_Input for this task_
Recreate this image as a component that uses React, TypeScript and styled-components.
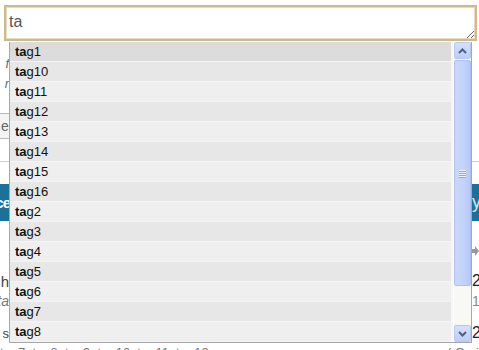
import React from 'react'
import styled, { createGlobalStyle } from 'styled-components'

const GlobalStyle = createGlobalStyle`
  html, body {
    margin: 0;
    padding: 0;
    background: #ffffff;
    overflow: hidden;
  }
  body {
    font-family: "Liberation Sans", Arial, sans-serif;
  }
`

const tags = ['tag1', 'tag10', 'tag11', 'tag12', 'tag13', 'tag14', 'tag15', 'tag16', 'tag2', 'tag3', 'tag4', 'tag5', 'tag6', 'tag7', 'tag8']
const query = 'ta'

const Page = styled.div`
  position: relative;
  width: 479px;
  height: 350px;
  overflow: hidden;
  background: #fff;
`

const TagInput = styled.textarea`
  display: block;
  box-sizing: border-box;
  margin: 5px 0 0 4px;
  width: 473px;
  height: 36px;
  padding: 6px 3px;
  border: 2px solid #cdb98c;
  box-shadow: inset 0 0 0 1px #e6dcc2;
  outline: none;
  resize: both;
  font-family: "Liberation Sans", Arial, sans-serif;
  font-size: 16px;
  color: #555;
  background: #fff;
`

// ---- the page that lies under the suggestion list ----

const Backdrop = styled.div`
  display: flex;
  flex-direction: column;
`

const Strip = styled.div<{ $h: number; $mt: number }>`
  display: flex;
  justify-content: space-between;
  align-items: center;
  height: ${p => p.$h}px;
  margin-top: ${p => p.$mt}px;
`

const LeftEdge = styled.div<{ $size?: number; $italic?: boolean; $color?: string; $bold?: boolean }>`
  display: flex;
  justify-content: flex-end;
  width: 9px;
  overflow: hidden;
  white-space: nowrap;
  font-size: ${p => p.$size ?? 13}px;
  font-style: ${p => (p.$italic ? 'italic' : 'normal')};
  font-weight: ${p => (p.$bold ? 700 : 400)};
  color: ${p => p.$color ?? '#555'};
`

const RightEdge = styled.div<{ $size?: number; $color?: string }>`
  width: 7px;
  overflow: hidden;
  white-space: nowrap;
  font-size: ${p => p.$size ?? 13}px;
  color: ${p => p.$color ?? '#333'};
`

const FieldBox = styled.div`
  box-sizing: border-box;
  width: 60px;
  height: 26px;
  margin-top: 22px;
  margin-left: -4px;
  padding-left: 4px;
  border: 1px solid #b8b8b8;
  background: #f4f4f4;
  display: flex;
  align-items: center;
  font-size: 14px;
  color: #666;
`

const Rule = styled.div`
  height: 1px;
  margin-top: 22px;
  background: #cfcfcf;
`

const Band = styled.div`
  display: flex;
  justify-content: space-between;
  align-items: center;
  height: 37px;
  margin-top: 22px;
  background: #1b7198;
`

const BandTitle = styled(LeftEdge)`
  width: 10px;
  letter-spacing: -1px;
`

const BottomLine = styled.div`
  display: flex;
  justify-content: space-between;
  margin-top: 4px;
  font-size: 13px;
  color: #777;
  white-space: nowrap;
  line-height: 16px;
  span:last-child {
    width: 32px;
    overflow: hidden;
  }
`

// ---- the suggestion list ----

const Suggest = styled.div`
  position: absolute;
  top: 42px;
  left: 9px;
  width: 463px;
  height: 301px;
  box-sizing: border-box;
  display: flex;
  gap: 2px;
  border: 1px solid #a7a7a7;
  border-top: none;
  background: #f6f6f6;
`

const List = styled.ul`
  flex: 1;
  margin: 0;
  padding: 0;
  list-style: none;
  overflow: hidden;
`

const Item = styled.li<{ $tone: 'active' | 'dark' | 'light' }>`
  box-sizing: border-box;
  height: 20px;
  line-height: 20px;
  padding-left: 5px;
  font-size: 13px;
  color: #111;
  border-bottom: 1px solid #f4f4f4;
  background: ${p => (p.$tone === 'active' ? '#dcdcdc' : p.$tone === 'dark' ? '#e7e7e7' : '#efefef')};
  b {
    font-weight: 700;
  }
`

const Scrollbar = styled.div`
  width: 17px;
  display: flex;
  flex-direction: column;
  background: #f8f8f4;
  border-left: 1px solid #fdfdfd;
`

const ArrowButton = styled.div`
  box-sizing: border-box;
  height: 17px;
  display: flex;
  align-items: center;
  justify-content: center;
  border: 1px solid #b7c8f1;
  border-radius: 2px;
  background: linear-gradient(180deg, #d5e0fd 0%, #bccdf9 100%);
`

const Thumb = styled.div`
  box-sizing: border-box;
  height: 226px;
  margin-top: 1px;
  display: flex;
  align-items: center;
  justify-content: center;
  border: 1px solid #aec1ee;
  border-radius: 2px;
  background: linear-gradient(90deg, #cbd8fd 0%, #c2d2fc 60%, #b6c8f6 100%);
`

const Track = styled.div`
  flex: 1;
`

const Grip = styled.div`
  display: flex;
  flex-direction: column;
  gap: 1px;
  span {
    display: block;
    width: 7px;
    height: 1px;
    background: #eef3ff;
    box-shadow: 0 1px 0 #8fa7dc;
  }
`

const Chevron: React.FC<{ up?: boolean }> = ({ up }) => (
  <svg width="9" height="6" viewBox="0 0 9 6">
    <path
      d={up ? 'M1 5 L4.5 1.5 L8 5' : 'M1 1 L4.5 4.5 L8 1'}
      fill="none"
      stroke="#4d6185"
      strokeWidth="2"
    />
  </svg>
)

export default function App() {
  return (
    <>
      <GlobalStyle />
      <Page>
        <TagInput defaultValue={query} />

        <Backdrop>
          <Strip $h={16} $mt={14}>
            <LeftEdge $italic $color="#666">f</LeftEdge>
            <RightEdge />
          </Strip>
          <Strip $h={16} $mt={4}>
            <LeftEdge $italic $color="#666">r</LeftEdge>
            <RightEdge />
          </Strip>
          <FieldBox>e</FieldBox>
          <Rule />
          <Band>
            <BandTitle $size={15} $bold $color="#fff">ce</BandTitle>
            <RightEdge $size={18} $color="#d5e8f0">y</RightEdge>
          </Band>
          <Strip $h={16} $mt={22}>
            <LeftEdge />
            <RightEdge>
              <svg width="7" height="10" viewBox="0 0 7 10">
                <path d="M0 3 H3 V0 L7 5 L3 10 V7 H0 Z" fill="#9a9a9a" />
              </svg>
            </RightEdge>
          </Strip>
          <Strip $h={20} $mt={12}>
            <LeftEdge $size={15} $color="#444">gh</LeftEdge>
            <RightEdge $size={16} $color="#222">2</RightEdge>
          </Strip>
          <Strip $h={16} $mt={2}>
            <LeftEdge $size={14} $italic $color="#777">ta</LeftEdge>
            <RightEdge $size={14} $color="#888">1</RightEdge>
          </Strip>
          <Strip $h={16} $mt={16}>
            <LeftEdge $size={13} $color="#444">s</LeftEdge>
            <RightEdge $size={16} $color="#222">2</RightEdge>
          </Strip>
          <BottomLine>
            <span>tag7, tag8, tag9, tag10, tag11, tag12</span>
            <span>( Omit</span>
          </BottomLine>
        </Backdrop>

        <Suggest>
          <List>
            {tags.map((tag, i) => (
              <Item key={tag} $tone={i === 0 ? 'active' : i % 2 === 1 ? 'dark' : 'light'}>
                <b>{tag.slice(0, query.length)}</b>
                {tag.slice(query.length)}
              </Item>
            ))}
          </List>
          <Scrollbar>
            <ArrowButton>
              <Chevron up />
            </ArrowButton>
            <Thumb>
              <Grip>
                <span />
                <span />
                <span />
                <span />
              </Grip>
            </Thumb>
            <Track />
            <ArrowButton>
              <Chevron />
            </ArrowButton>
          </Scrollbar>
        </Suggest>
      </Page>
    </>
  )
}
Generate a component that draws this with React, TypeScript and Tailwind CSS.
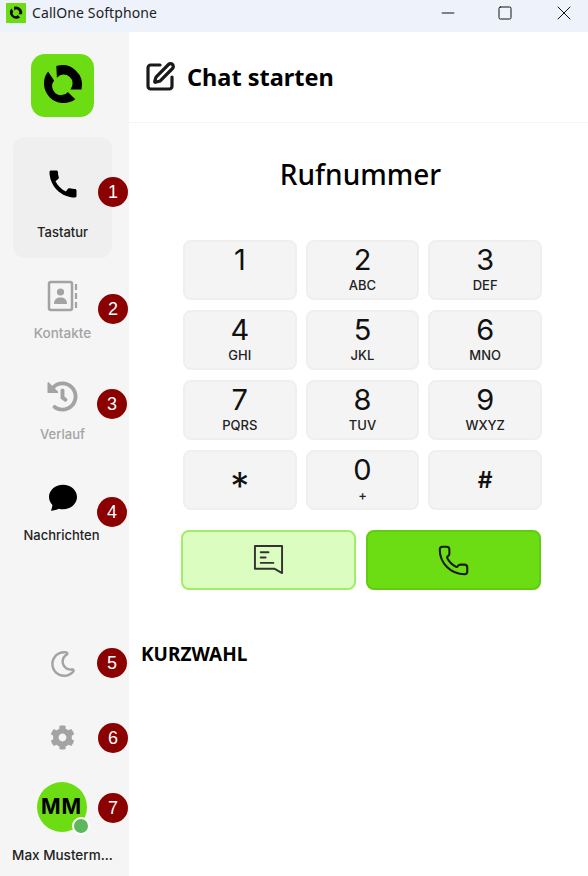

_Objective_
Exclude every picture and copy the remaining data exactly.

_Response to the task_
Recreate this image as a component that uses React, TypeScript and styled-components.
import React from 'react'
import styled, { createGlobalStyle } from 'styled-components'

const GlobalStyle = createGlobalStyle`
  html, body {
    margin: 0;
    padding: 0;
    background: #ffffff;
    overflow: hidden;
  }
  body {
    font-family: "Liberation Sans", Arial, sans-serif;
  }
`

const tags = ['tag1', 'tag10', 'tag11', 'tag12', 'tag13', 'tag14', 'tag15', 'tag16', 'tag2', 'tag3', 'tag4', 'tag5', 'tag6', 'tag7', 'tag8']
const query = 'ta'

const Page = styled.div`
  position: relative;
  width: 479px;
  height: 350px;
  overflow: hidden;
  background: #fff;
`

const TagInput = styled.textarea`
  display: block;
  box-sizing: border-box;
  margin: 5px 0 0 4px;
  width: 473px;
  height: 36px;
  padding: 6px 3px;
  border: 2px solid #cdb98c;
  box-shadow: inset 0 0 0 1px #e6dcc2;
  outline: none;
  resize: both;
  font-family: "Liberation Sans", Arial, sans-serif;
  font-size: 16px;
  color: #555;
  background: #fff;
`

// ---- the page that lies under the suggestion list ----

const Backdrop = styled.div`
  display: flex;
  flex-direction: column;
`

const Strip = styled.div<{ $h: number; $mt: number }>`
  display: flex;
  justify-content: space-between;
  align-items: center;
  height: ${p => p.$h}px;
  margin-top: ${p => p.$mt}px;
`

const LeftEdge = styled.div<{ $size?: number; $italic?: boolean; $color?: string; $bold?: boolean }>`
  display: flex;
  justify-content: flex-end;
  width: 9px;
  overflow: hidden;
  white-space: nowrap;
  font-size: ${p => p.$size ?? 13}px;
  font-style: ${p => (p.$italic ? 'italic' : 'normal')};
  font-weight: ${p => (p.$bold ? 700 : 400)};
  color: ${p => p.$color ?? '#555'};
`

const RightEdge = styled.div<{ $size?: number; $color?: string }>`
  width: 7px;
  overflow: hidden;
  white-space: nowrap;
  font-size: ${p => p.$size ?? 13}px;
  color: ${p => p.$color ?? '#333'};
`

const FieldBox = styled.div`
  box-sizing: border-box;
  width: 60px;
  height: 26px;
  margin-top: 22px;
  margin-left: -4px;
  padding-left: 4px;
  border: 1px solid #b8b8b8;
  background: #f4f4f4;
  display: flex;
  align-items: center;
  font-size: 14px;
  color: #666;
`

const Rule = styled.div`
  height: 1px;
  margin-top: 22px;
  background: #cfcfcf;
`

const Band = styled.div`
  display: flex;
  justify-content: space-between;
  align-items: center;
  height: 37px;
  margin-top: 22px;
  background: #1b7198;
`

const BandTitle = styled(LeftEdge)`
  width: 10px;
  letter-spacing: -1px;
`

const BottomLine = styled.div`
  display: flex;
  justify-content: space-between;
  margin-top: 4px;
  font-size: 13px;
  color: #777;
  white-space: nowrap;
  line-height: 16px;
  span:last-child {
    width: 32px;
    overflow: hidden;
  }
`

// ---- the suggestion list ----

const Suggest = styled.div`
  position: absolute;
  top: 42px;
  left: 9px;
  width: 463px;
  height: 301px;
  box-sizing: border-box;
  display: flex;
  gap: 2px;
  border: 1px solid #a7a7a7;
  border-top: none;
  background: #f6f6f6;
`

const List = styled.ul`
  flex: 1;
  margin: 0;
  padding: 0;
  list-style: none;
  overflow: hidden;
`

const Item = styled.li<{ $tone: 'active' | 'dark' | 'light' }>`
  box-sizing: border-box;
  height: 20px;
  line-height: 20px;
  padding-left: 5px;
  font-size: 13px;
  color: #111;
  border-bottom: 1px solid #f4f4f4;
  background: ${p => (p.$tone === 'active' ? '#dcdcdc' : p.$tone === 'dark' ? '#e7e7e7' : '#efefef')};
  b {
    font-weight: 700;
  }
`

const Scrollbar = styled.div`
  width: 17px;
  display: flex;
  flex-direction: column;
  background: #f8f8f4;
  border-left: 1px solid #fdfdfd;
`

const ArrowButton = styled.div`
  box-sizing: border-box;
  height: 17px;
  display: flex;
  align-items: center;
  justify-content: center;
  border: 1px solid #b7c8f1;
  border-radius: 2px;
  background: linear-gradient(180deg, #d5e0fd 0%, #bccdf9 100%);
`

const Thumb = styled.div`
  box-sizing: border-box;
  height: 226px;
  margin-top: 1px;
  display: flex;
  align-items: center;
  justify-content: center;
  border: 1px solid #aec1ee;
  border-radius: 2px;
  background: linear-gradient(90deg, #cbd8fd 0%, #c2d2fc 60%, #b6c8f6 100%);
`

const Track = styled.div`
  flex: 1;
`

const Grip = styled.div`
  display: flex;
  flex-direction: column;
  gap: 1px;
  span {
    display: block;
    width: 7px;
    height: 1px;
    background: #eef3ff;
    box-shadow: 0 1px 0 #8fa7dc;
  }
`

const Chevron: React.FC<{ up?: boolean }> = ({ up }) => (
  <svg width="9" height="6" viewBox="0 0 9 6">
    <path
      d={up ? 'M1 5 L4.5 1.5 L8 5' : 'M1 1 L4.5 4.5 L8 1'}
      fill="none"
      stroke="#4d6185"
      strokeWidth="2"
    />
  </svg>
)

export default function App() {
  return (
    <>
      <GlobalStyle />
      <Page>
        <TagInput defaultValue={query} />

        <Backdrop>
          <Strip $h={16} $mt={14}>
            <LeftEdge $italic $color="#666">f</LeftEdge>
            <RightEdge />
          </Strip>
          <Strip $h={16} $mt={4}>
            <LeftEdge $italic $color="#666">r</LeftEdge>
            <RightEdge />
          </Strip>
          <FieldBox>e</FieldBox>
          <Rule />
          <Band>
            <BandTitle $size={15} $bold $color="#fff">ce</BandTitle>
            <RightEdge $size={18} $color="#d5e8f0">y</RightEdge>
          </Band>
          <Strip $h={16} $mt={22}>
            <LeftEdge />
            <RightEdge>
              <svg width="7" height="10" viewBox="0 0 7 10">
                <path d="M0 3 H3 V0 L7 5 L3 10 V7 H0 Z" fill="#9a9a9a" />
              </svg>
            </RightEdge>
          </Strip>
          <Strip $h={20} $mt={12}>
            <LeftEdge $size={15} $color="#444">gh</LeftEdge>
            <RightEdge $size={16} $color="#222">2</RightEdge>
          </Strip>
          <Strip $h={16} $mt={2}>
            <LeftEdge $size={14} $italic $color="#777">ta</LeftEdge>
            <RightEdge $size={14} $color="#888">1</RightEdge>
          </Strip>
          <Strip $h={16} $mt={16}>
            <LeftEdge $size={13} $color="#444">s</LeftEdge>
            <RightEdge $size={16} $color="#222">2</RightEdge>
          </Strip>
          <BottomLine>
            <span>tag7, tag8, tag9, tag10, tag11, tag12</span>
            <span>( Omit</span>
          </BottomLine>
        </Backdrop>

        <Suggest>
          <List>
            {tags.map((tag, i) => (
              <Item key={tag} $tone={i === 0 ? 'active' : i % 2 === 1 ? 'dark' : 'light'}>
                <b>{tag.slice(0, query.length)}</b>
                {tag.slice(query.length)}
              </Item>
            ))}
          </List>
          <Scrollbar>
            <ArrowButton>
              <Chevron up />
            </ArrowButton>
            <Thumb>
              <Grip>
                <span />
                <span />
                <span />
                <span />
              </Grip>
            </Thumb>
            <Track />
            <ArrowButton>
              <Chevron />
            </ArrowButton>
          </Scrollbar>
        </Suggest>
      </Page>
    </>
  )
}
Generate a component that draws this with React, TypeScript and Tailwind CSS.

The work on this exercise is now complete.